Per una settimana celebro da solo nell’angolo rimastomi della mia chiesa, affidata a una associazione musulmana che la occupa per incontri formativi. Le Piccole Sorelle sono ad Algeri per un loro incontro.

Mi accompagna la riflessione del teologo Sequeri che partendo dalla figura di Charles de Foucauld

la estende a ogni presbitero e a ogni cristiano: «L’immagine evocata da Fratel Carlo, che si immagina come sacerdote, dove non se ne sono visti, per spezzare il pane e invitare al banchetto invitati improbabili rispetto ai soliti noti, è particolarmente commovente da leggere oggi. Da qualche tempo ci siamo abituati all’idea del sacerdote come guida e animatore di una Chiesa-comunità già formata, con tutti i suoi ministri sussidiari, i suoi laici impegnati, le sue iniziative caritative e culturali, che quasi abbiamo rischiato di dimenticarci che dove un cristiano si trova a vivere la sequela e l’imitazione del Signore, la Chiesa è già arrivata.
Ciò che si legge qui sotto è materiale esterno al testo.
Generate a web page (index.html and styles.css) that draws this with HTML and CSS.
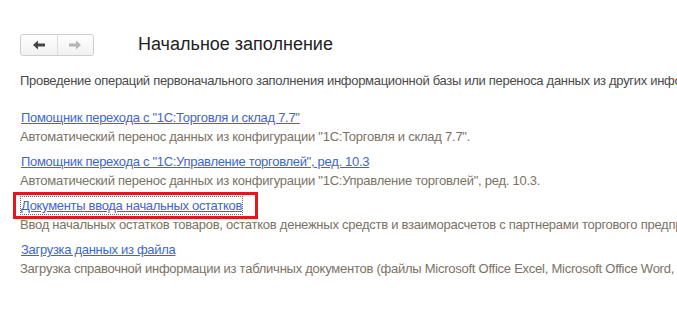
FILE: index.html
```html
<!DOCTYPE html>
<html lang="ru">
<head>
<meta charset="utf-8">
<link rel="stylesheet" href="styles.css">
</head>
<body>
<div class="page">
  <div class="header">
    <div class="nav">
      <span class="nav-btn back"><svg width="12" height="10" viewBox="0 0 12 10"><path d="M0 5 L5 0.5 L5 3.5 L12 3.5 L12 6.5 L5 6.5 L5 9.5 Z" fill="#444"/></svg></span>
      <span class="nav-btn fwd"><svg width="12" height="10" viewBox="0 0 12 10"><path d="M12 5 L7 0.5 L7 3.5 L0 3.5 L0 6.5 L7 6.5 L7 9.5 Z" fill="#b5b5b5"/></svg></span>
    </div>
    <h1 class="title">Начальное заполнение</h1>
  </div>
  <p class="intro">Проведение операций первоначального заполнения информационной базы или переноса данных из других информационных систем.</p>
  <div class="items">
    <div class="item">
      <a class="link" href="#">Помощник перехода с "1С:Торговля и склад 7.7"</a>
      <div class="desc">Автоматический перенос данных из конфигурации "1С:Торговля и склад 7.7".</div>
    </div>
    <div class="item">
      <a class="link" href="#">Помощник перехода с "1С:Управление торговлей", ред. 10.3</a>
      <div class="desc">Автоматический перенос данных из конфигурации "1С:Управление торговлей", ред. 10.3.</div>
    </div>
    <div class="item">
      <span class="highlight"><a class="link focused" href="#">Документы ввода начальных остатков</a></span>
      <div class="desc">Ввод начальных остатков товаров, остатков денежных средств и взаиморасчетов с партнерами торгового предприятия.</div>
    </div>
    <div class="item">
      <a class="link" href="#">Загрузка данных из файла</a>
      <div class="desc">Загрузка справочной информации из табличных документов (файлы Microsoft Office Excel, Microsoft Office Word, OpenOffice).</div>
    </div>
  </div>
</div>
</body>
</html>
```
FILE: styles.css
```css
html, body {
  margin: 0;
  padding: 0;
  background: #fff;
  overflow: hidden;
}
body {
  font-family: "Liberation Sans", Arial, sans-serif;
  width: 677px;
  height: 316px;
}
.page {
  padding: 33px 0 0 20px;
  white-space: nowrap;
}
.header {
  display: flex;
  align-items: center;
  height: 23px;
}
.nav {
  display: flex;
  width: 74px;
  height: 22px;
  border: 1px solid #cfcfcf;
  border-radius: 3px;
  background: linear-gradient(#ffffff, #f1f1f1);
  box-sizing: border-box;
}
.nav-btn {
  flex: 1;
  display: flex;
  align-items: center;
  justify-content: center;
}
.nav-btn.back {
  border-right: 1px solid #dcdcdc;
}
.title {
  margin: 0 0 0 44px;
  font-weight: normal;
  font-size: 18px;
  color: #222;
}
.intro {
  margin: 17px 0 0 0;
  font-size: 13px;
  color: #4a4a4a;
  letter-spacing: -0.3px;
}
.items {
  margin-top: 20px;
  display: flex;
  flex-direction: column;
  gap: 6px;
}
.item {
  display: grid;
  grid-template-rows: 19px 19px;
  justify-items: start;
}
.link {
  font-size: 13px;
  color: #3f67c6;
  text-decoration: underline;
  line-height: 19px;
  letter-spacing: -0.3px;
  margin-left: 1px;
}
.desc {
  font-size: 13px;
  color: #7c7264;
  line-height: 19px;
  letter-spacing: -0.25px;
}
.highlight {
  display: inline-block;
  height: 19px;
  outline: 3px solid #e8151d;
  outline-offset: 1px;
  margin-left: -3px;
  padding: 0 12px 0 3px;
}
.link.focused {
  display: inline-block;
  line-height: 17px;
  margin-top: 1px;
  outline: 1px dotted #6d6d6d;
}
```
E dovunque un sacerdote vive sinceramente la propria vocazione al discepolato come ministro ecclesiastico dell’Evangelo in seno alla condizione umana, la Chiesa ha già incominciato ad agire formalmente nella successione apostolica della confessione della fede, dell’ospitalità evangelica, dell’annunzio della salvezza, della speranza di riscatto, delle opere di agape».
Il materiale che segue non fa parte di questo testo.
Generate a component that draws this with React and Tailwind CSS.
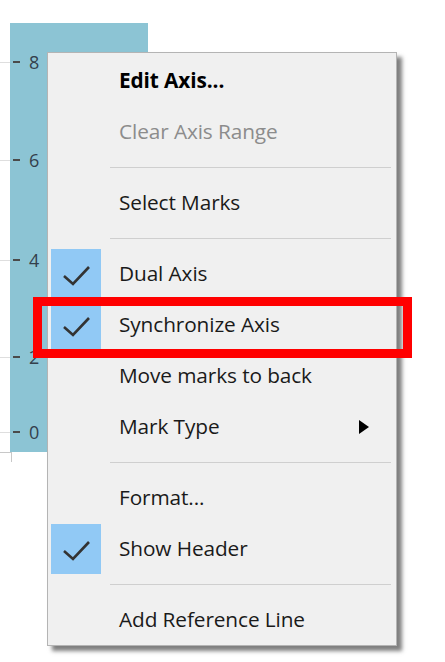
import React from 'react';

const ticks = [
    { label: '8', top: 'mt-[30px]' },
    { label: '6', top: 'mt-[80px]' },
    { label: '4', top: 'mt-[82px]' },
    { label: '2', top: 'mt-[79px]' },
    { label: '0', top: 'mt-[57px]' },
];

const menu = [
    { label: 'Edit Axis...', bold: true },
    { label: 'Clear Axis Range', disabled: true },
    { sep: true },
    { label: 'Select Marks' },
    { sep: true },
    { label: 'Dual Axis', checked: true },
    { label: 'Synchronize Axis', checked: true },
    { label: 'Move marks to back' },
    { label: 'Mark Type', submenu: true },
    { sep: true },
    { label: 'Format...' },
    { label: 'Show Header', checked: true },
    { sep: true },
    { label: 'Add Reference Line' },
];

function Check() {
    return (
        <svg width="50" height="51" viewBox="0 0 50 51">
            <polyline points="13,27 22,35 38,18" fill="none" stroke="#333" strokeWidth="2.6" />
        </svg>
    );
}

function MenuItem({ item }) {
    if (item.sep) {
        return (
            <div className="h-[20px] flex items-center pl-[62px] pr-[5px]">
                <div className="h-px w-full bg-[#cfcfcf]" />
            </div>
        );
    }
    return (
        <div className="h-[51px] flex items-center">
            <div className={`ml-[3px] w-[50px] h-[50px] shrink-0 ${item.checked ? 'bg-[#91c9f5]' : ''}`}>
                {item.checked && <Check />}
            </div>
            <span
                className={`pl-[18px] text-[20.8px] tracking-[-0.1px] ${item.bold ? 'font-bold text-black' : ''} ${item.disabled ? 'text-[#8c8c8c]' : 'text-[#1a1a1a]'}`}
            >
                {item.label}
            </span>
            {item.submenu && (
                <svg className="ml-auto mr-[27px]" width="10" height="14" viewBox="0 0 10 14">
                    <polygon points="0,0 10,7 0,14" fill="#000" />
                </svg>
            )}
        </div>
    );
}

export default function App() {
    return (
        <div className="relative w-[445px] h-[662px] bg-white overflow-hidden" style={{ fontFamily: '"Open Sans", "Noto Sans", sans-serif' }}>
            {/* axis strip */}
            <div className="ml-[10px] mt-[23px] w-[138px] h-[429px] bg-[#8cc4d4] flex flex-col">
                {ticks.map((t) => (
                    <div key={t.label} className={`${t.top} -ml-[10px] h-[18px] flex items-center`}>
                        <div className="w-[10px] h-px bg-[#dedede]" />
                        <div className="ml-[3px] w-[7px] h-[2px] bg-[#4a4a4a]" />
                        <span className="ml-[9px] text-[18px] leading-none text-[#34404c]">{t.label}</span>
                    </div>
                ))}
            </div>
            <div className="flex">
                <div className="w-[11px] h-px bg-[#c8c8c8]" />
                <div className="w-px h-[10px] bg-[#c8c8c8]" />
            </div>

            {/* context menu */}
            <div className="absolute left-[47px] top-[52px] w-[350px] bg-[#f0f0f0] border border-[#b4b4b4] pt-[2px] shadow-[5px_5px_4px_rgba(0,0,0,0.5)]">
                {menu.map((item, i) => (
                    <MenuItem key={i} item={item} />
                ))}
            </div>

            {/* highlight annotation */}
            <div className="absolute left-[33px] top-[297px] w-[379px] h-[61px] border-[9px] border-[#ff0000]" />
        </div>
    );
}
Sequeri conclude: «Un sacerdote, un religioso, un cristiano, non sono mai senza Chiesa. Al contrario, i luoghi dell’umano che rimangono senza Chiesa sono sempre molti. Non basta che la Chiesa viva la sua vita, nei luoghi in cui abita l’uomo. Né è sufficiente che essa viva la vita di coloro che la abitano già. È necessario che essa mostri di saper vivere la vita di coloro che abitano ai confini della sua: anzi, che essa viva proprio la vita di coloro che non la abitano per nulla. E forse non arriveranno ad abitarla, su questa terra, con la comprensione e la libertà che sono necessarie affinché siano onorate insieme – secondo la limpida intenzione di Dio, significata da Gesù – la qualità del discepolo e la dignità dell’ospite» (Cruz Oswaldo Curuchich Tuyuc Charles de Foucauld e René Voillaume, Cittadella Editrice, p. 157).

Sopra la cupola è rimasta anche la piccola croce, segno dell’amore di Gesù per i suoi discepoli.